Chunk does not have the inconvenience of Array in Scala. Chunk dispenses with the need to have ClassTags. It utilizes a different approach to solve that problem.

High Performance

In addition to being an immutable array and zero boxing of Chunks that leads us to a high performant data type, Chunk has specialized operations for things like appending a single element or concatenating two Chunks together which have significantly higher performance than doing these same operations on the Array. Many Chunk methods have been handwritten to achieve better performance than their corresponding Array implementations in the Scala standard library.

Although Chunk is a common data type in ZIO, it exists primarily to support streaming use cases.

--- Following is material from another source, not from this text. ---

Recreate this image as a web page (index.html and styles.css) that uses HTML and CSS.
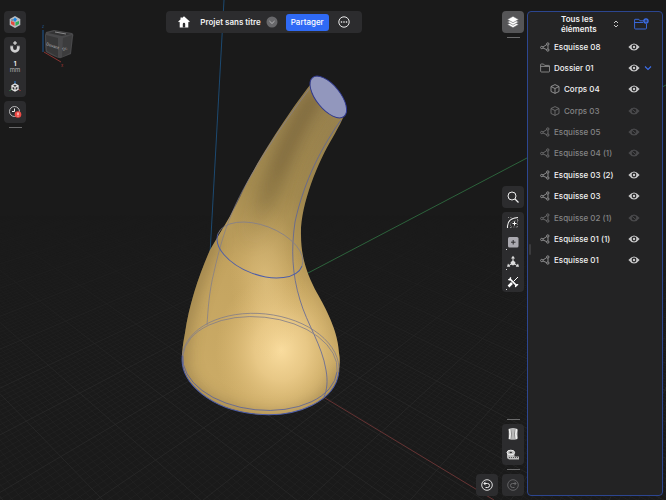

When we are doing data streaming, a lot of times the source stream is a stream of bytes. Hence, internally we use a Chunk of bytes to represent that, so we don't have to box the bytes. Of course, it can be utilized for Chunks of Ints and many other types. Using Chunk is especially common when we are encoding and decoding at the level of streams. It is a very efficient, high-performance data type.

Operations

Creating a Chunk

Creating empty Chunk:

val emptyChunk = Chunk.empty

Creating a Chunk with specified values:

val specifiedValuesChunk = Chunk(1,2,3)
// specifiedValuesChunk: Chunk[Int] = IndexedSeq(1, 2, 3)

Alternatively, we can create a Chunk by providing a collection of values:

val fromIterableChunk: Chunk[Int] = Chunk.fromIterable(List(1, 2, 3))
// fromIterableChunk: Chunk[Int] = IndexedSeq(1, 2, 3)
val fromArrayChunk: Chunk[Int] = Chunk.fromArray(Array(1, 2, 3))
// fromArrayChunk: Chunk[Int] = IndexedSeq(1, 2, 3)

Creating a Chunk using filling same n element into it:

val chunk: Chunk[Int] = Chunk.fill(3)(0)
// chunk: Chunk[Int] = IndexedSeq(0, 0, 0)

Creating a Chunk using unfold method by repeatedly applying the given function, as long as it returns Some:

val unfolded = Chunk.unfold(0)(n => if (n < 8) Some((n*2, n+2)) else None)
// unfolded: Chunk[Int] = IndexedSeq(0, 4, 8, 12)

Concatenating chunk

++ Returns the concatenation of this chunk with the specified chunk. For example:

Chunk(1,2,3) ++ Chunk(4,5,6)
// res0: Chunk[Int] = IndexedSeq(1, 2, 3, 4, 5, 6)

Collecting chunk

collect Returns a filtered, mapped subset of the elements of this chunk. How to use collect function to cherry-pick all strings from Chunk[A]:

val collectChunk = Chunk("Hello ZIO", 1.5, "Hello ZIO NIO", 2.0, "Some string", 2.5)
// collectChunk: Chunk[Any] = IndexedSeq(
// "Hello ZIO",
// 1.5,
// "Hello ZIO NIO",
// 2.0,
// "Some string",
// 2.5
// )

collectChunk.collect { case string: String => string }
// res1: Chunk[String] = IndexedSeq(
// "Hello ZIO",
// "Hello ZIO NIO",
// "Some string"
// )

How to use collect function to cherry-pick all the digits from Chunk[A]:

collectChunk.collect { case digit: Double => digit }
// res2: Chunk[Double] = IndexedSeq(1.5, 2.0, 2.5)

collectWhile collects the elements (from left to right) until the predicate returns "false" for the first time:

Chunk("Sarah", "Bob", "Jane").collectWhile { case element if element != "Bob" => true }
// res3: Chunk[Boolean] = IndexedSeq(true)

or another example:

Chunk(9, 2, 5, 1, 6).collectWhile { case element if element >= 2 => true }
// res4: Chunk[Boolean] = IndexedSeq(true, true, true)

Dropping chunk

drop drops the first n elements of the chunk:

Chunk("Sarah", "Bob", "Jane").drop(1)
// res5: Chunk[String] = IndexedSeq("Bob", "Jane")

dropWhile drops all elements so long as the predicate returns true:

Chunk(9, 2, 5, 1, 6).dropWhile(_ >= 2)
// res6: Chunk[Int] = IndexedSeq(1, 6)

Comparing chunks

Chunk("A","B") == Chunk("A", "C")
// res7: Boolean = false

Converting chunks

toArray converts the chunk into an Array.

Chunk(1,2,3).toArray

toSeqconverts the chunk into Seq.

Chunk(1,2,3).toSeq